In its most advanced form, cavitation limits the system’s maximum flow capacity, a situation referred to as choked flow or super-cavitation. At this condition, a large vapor cavity extends several pipe diameters immediately downstream from the valve. Extremely high noise levels, severe vibrations and material damage usually occur at the first significant obstruction, such as an elbow, tee or flowmeter. The exact location of the cavitation noise sometimes can create confusion. One might not suspect the valve is cavitating because the noise, vibrations and damage occur some distance downstream.

Quantify the problem
It’s possible to predict cavitation intensity if you know the valve’s flow and pressure conditions. The analysis requires condensing the system’s operating conditions into a single number -- the cavitation index -- that you compare to experimentally determined cavitation limits. For some valves, experimental data are available on four levels of cavitation, each representing a different potential impact on a valve and its system. If cavitation is excessive, specific methods can be used to reduce or eliminate it.

Analyzing valve cavitation requires a parameter to quantify the cavitation potential. Researchers have developed a variety of cavitation indices. One such index is SIGMA.

A valve’s potential for cavitation depends on the downstream pressure (P[-]d[-]), the barometric pressure (P[-]b[-]), the absolute vapor pressure (P[-]v[-]) and the pressure differential across the valve (DELTA P). The sigma cavitation index is defined as:

SIGMA = (P[-]d[-] + P[-]b[-] – P[-]v[-])/ DELTA P

Cavitation is less likely to occur at larger values of SIGMA. For example, increasing the pressure drop across a valve or reducing the downstream pressure reduces the value of SIGMA and thus increases the likelihood or severity of cavitation.

It’s usually not difficult to determine whether a valve is cavitating.

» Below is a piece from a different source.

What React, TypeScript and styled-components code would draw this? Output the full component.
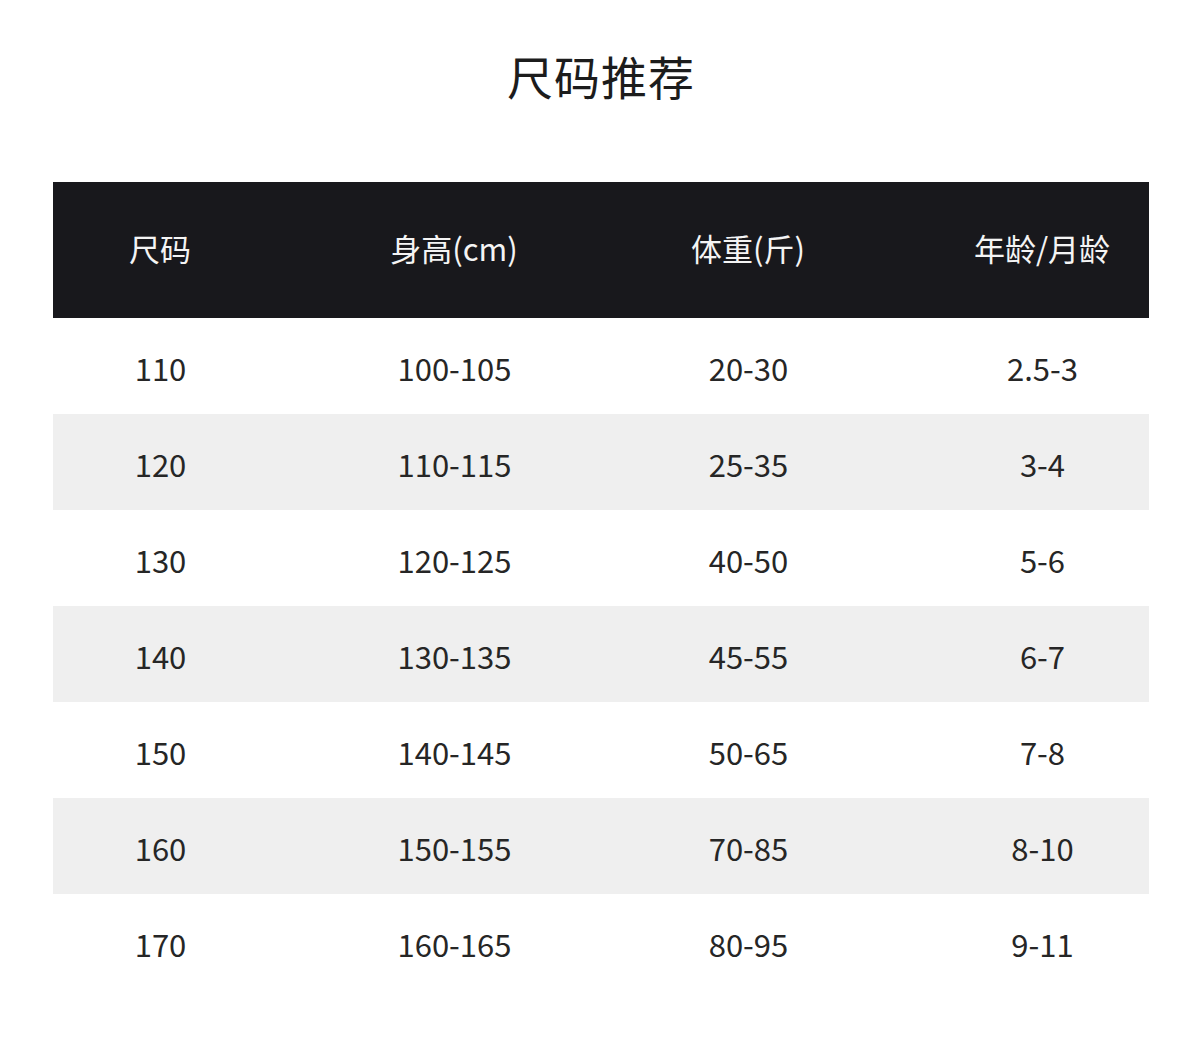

One merely has to listen. However, to determine if the cavitation intensity is high enough to cause damage requires quantifying the intensity and comparing it with available experimental cavitation reference data for the valve of interest. Cavitation intensity can be quantified relative to four levels.

Incipient cavitation refers to the onset of audible, intermittent cavitation. At this lower limit, cavitation intensity is slight. The operating conditions that foster incipient cavitation are conservative and seldom used for design purposes.

Critical cavitation, the next stage, describes the condition when the cavitation noise becomes continuous. The noise intensity is often hard to detect above the background flow noise. Critical cavitation causes no adverse effects and commonly defines the “no cavitation” condition. This level is referred to as critical because cavitation intensity increases rapidly with any further reduction in SIGMA.

Incipient damage refers to the conditions under which cavitation begins to destroy the valve. It’s usually accompanied by loud noise and heavy vibration. The potential for material loss increases exponentially as SIGMA drops below the value that initiates incipient damage. Consequently, this is the upper limit for safe operation with most valves. Unfortunately, it’s the limit that’s most difficult to determine, and experimental data are available only for a few valves.

Choking cavitation refers to a flow condition in which the mean pressure immediately downstream from the valve is the fluid’s vapor pressure. This represents the maximum flow condition through a valve for a given upstream pressure and valve opening. It’s a condition that damages both valve and piping. Choking cavitation is an interesting and complex operating condition. Even though the pressure at the valve outlet is at vapor pressure, the downstream system pressure remains greater. Reducing the downstream pressure increases the length of the vapor cavity, but doesn’t increase the flow rate. The noise, vibration and damage occur primarily at the location where cavity collapse occurs.